▸ Input rows:
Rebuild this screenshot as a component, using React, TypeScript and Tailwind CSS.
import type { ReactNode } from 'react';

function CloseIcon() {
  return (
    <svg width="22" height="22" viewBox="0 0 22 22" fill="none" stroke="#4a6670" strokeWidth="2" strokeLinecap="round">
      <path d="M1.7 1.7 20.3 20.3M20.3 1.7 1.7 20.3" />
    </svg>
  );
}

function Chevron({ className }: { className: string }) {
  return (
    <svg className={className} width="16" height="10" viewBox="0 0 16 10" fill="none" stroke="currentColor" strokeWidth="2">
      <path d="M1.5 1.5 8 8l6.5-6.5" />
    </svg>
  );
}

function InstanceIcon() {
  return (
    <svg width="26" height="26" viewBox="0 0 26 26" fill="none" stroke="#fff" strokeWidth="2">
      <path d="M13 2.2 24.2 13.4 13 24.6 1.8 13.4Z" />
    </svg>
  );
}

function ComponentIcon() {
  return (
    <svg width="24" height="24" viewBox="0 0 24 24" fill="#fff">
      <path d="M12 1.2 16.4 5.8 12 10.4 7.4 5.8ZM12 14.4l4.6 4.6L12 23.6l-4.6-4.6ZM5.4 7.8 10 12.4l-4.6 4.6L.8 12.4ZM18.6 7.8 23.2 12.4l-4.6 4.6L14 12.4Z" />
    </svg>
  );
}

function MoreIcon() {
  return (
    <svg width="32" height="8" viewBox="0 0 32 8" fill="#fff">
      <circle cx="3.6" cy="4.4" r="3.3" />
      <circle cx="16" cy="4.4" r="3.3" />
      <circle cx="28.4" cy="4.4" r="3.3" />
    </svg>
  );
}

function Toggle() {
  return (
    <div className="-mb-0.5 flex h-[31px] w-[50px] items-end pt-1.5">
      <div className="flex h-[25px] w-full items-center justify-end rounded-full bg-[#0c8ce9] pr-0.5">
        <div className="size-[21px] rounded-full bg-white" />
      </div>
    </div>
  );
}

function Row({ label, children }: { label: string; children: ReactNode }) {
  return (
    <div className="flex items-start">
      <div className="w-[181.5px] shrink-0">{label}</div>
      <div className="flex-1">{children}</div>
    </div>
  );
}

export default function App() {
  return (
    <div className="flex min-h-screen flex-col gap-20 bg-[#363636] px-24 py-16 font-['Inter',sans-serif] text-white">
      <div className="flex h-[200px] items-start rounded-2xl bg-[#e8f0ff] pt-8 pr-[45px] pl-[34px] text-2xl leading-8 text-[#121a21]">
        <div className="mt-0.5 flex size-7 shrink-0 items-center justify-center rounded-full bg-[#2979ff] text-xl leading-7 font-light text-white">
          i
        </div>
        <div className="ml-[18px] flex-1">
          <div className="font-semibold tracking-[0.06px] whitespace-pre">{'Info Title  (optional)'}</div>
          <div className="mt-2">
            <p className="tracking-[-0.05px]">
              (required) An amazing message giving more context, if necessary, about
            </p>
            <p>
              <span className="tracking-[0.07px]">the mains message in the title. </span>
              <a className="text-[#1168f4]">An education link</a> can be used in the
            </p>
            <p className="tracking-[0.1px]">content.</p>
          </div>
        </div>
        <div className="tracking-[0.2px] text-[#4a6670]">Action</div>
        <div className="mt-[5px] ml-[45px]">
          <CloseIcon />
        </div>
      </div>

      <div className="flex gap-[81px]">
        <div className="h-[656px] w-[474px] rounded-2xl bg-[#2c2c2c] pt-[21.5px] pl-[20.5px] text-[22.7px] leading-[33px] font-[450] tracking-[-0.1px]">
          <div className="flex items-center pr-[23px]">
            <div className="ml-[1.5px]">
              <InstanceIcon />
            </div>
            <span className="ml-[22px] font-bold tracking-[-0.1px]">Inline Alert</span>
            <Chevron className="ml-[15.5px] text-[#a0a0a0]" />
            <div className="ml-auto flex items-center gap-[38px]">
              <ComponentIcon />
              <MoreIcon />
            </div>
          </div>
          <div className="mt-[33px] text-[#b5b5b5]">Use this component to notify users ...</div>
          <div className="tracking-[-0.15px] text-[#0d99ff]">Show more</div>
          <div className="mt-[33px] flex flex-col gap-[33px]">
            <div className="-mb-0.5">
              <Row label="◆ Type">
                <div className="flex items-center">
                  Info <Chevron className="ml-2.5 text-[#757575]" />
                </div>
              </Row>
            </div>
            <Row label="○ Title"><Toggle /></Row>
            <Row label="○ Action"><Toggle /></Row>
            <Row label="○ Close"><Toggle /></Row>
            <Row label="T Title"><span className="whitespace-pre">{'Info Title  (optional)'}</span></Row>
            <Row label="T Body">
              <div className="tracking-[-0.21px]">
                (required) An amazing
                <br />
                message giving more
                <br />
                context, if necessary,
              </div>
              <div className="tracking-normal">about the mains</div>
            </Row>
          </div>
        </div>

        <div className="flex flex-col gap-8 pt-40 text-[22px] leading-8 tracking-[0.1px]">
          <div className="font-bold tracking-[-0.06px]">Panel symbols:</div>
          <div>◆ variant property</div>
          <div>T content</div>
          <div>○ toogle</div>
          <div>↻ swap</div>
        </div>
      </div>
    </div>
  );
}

==

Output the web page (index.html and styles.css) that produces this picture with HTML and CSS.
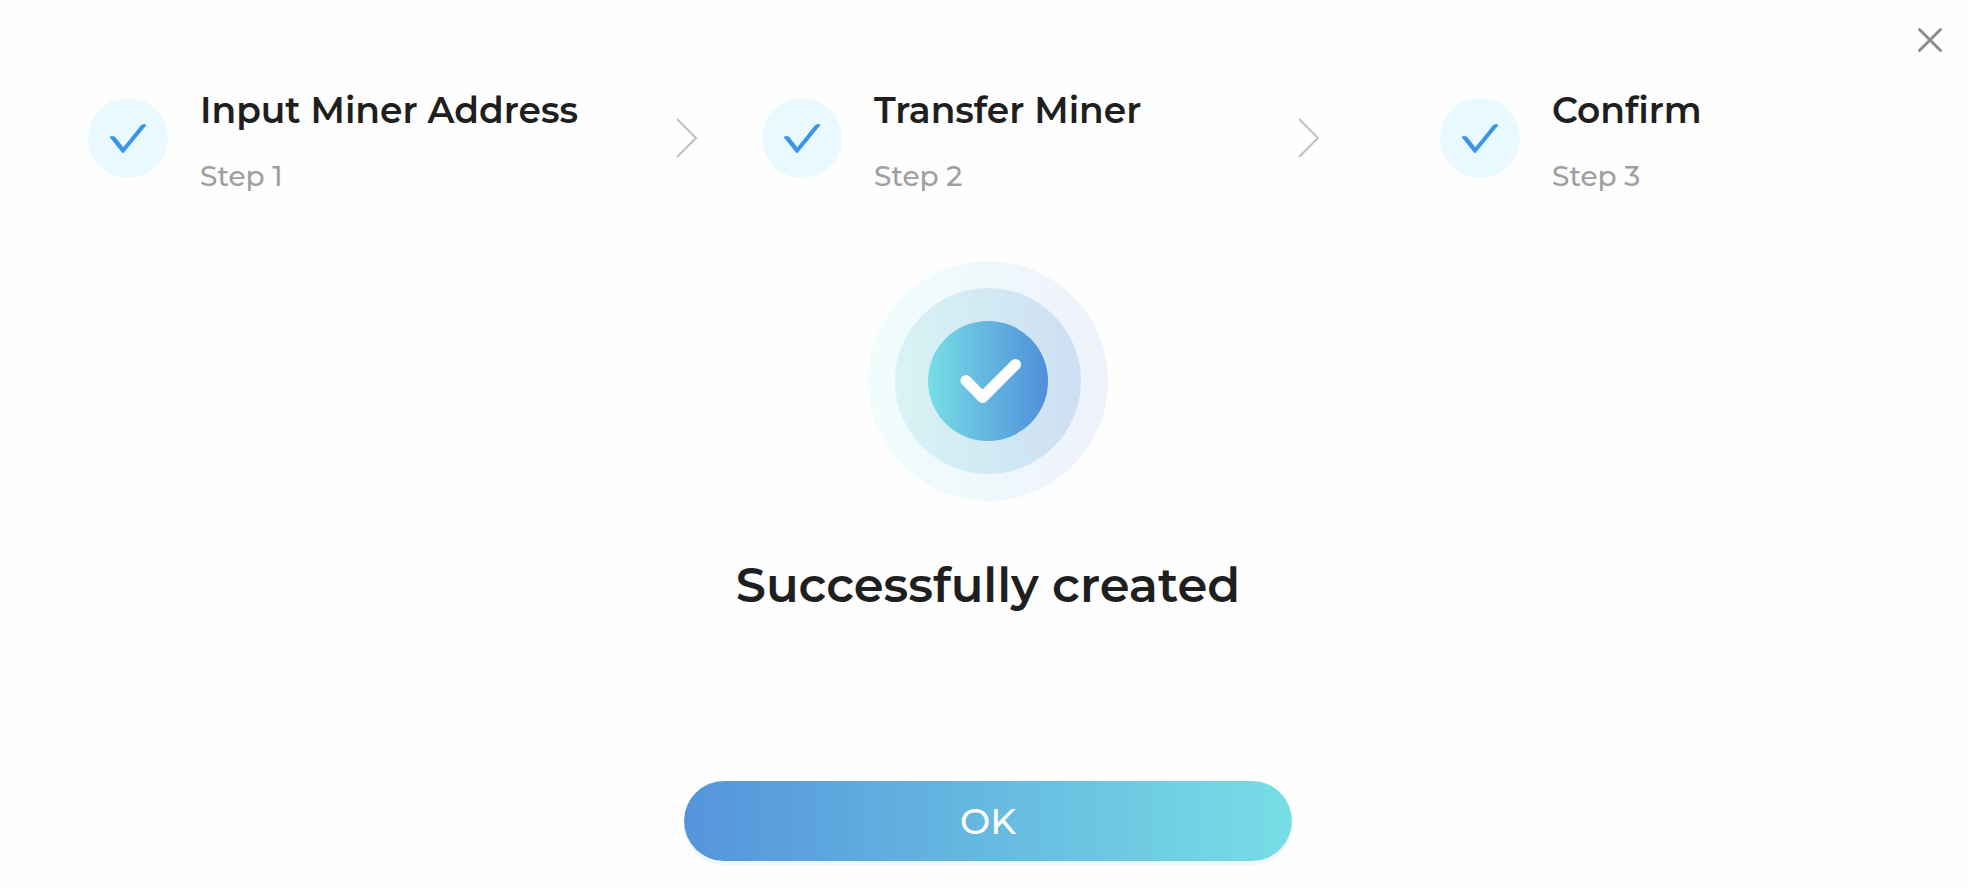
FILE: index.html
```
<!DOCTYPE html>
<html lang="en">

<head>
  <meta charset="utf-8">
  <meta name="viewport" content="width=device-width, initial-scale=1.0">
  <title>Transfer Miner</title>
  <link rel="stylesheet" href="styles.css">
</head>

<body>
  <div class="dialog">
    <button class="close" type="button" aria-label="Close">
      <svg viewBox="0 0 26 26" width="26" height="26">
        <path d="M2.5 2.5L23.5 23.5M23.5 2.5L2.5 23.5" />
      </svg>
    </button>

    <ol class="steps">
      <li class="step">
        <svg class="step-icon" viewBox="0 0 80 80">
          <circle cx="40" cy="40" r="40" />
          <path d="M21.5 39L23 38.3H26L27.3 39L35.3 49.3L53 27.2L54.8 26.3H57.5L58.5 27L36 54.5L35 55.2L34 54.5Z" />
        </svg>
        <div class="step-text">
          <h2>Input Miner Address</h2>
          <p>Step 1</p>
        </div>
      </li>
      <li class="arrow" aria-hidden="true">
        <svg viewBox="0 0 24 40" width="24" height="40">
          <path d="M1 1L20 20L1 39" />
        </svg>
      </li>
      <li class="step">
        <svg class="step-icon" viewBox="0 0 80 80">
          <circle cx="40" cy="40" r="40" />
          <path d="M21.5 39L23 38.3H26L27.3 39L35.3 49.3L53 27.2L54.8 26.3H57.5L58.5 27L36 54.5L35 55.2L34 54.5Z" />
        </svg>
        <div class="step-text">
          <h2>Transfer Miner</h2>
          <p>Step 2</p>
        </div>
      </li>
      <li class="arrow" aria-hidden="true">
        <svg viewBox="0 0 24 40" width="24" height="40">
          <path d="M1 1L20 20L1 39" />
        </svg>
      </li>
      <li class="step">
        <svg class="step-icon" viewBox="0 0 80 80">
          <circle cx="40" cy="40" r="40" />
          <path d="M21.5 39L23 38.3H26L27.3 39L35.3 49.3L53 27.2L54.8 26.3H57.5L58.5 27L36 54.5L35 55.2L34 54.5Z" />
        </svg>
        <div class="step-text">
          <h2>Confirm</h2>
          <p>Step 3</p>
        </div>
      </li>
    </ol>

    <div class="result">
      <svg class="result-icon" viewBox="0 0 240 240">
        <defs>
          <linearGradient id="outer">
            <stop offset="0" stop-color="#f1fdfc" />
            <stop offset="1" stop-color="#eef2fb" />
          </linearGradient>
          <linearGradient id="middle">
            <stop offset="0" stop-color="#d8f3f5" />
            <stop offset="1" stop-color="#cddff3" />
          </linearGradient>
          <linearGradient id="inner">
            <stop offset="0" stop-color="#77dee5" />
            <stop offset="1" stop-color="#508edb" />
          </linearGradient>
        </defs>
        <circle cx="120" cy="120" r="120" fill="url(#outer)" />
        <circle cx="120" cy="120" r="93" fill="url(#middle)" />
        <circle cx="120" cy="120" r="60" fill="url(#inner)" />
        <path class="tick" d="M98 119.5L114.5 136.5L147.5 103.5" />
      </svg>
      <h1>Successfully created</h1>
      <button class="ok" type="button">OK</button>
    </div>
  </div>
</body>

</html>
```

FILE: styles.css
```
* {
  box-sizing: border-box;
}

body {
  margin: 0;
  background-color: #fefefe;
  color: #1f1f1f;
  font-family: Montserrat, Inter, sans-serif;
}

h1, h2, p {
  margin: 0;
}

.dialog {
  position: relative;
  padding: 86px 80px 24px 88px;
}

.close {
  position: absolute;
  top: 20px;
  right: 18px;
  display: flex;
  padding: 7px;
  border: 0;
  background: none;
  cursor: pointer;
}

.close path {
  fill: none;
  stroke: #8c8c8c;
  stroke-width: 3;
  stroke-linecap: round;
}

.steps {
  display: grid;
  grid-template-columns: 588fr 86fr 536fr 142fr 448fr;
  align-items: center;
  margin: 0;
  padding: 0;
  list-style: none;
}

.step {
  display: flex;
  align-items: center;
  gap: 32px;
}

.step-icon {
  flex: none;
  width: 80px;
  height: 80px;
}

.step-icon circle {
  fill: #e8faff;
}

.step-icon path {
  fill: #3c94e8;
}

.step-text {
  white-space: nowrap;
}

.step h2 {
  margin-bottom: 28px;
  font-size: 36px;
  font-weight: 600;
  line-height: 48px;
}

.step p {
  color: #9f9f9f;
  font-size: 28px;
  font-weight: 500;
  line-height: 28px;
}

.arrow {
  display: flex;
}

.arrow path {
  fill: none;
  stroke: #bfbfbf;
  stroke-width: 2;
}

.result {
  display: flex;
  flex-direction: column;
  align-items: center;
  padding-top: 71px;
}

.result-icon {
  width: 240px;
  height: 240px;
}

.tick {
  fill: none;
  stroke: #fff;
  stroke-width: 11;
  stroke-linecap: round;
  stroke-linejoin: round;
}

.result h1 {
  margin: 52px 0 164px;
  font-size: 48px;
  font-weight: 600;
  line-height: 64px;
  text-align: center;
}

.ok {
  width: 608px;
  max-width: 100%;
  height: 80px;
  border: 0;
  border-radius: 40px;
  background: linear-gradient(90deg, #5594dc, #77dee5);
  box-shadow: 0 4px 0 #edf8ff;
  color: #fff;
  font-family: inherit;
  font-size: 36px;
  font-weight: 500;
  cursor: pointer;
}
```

▸ Direction: Which lines in the data above contain "styles"? Show each one.

▸ Result for this task:
Output the web page (index.html and styles.css) that produces this picture with HTML and CSS.
  <link rel="stylesheet" href="styles.css">
FILE: styles.css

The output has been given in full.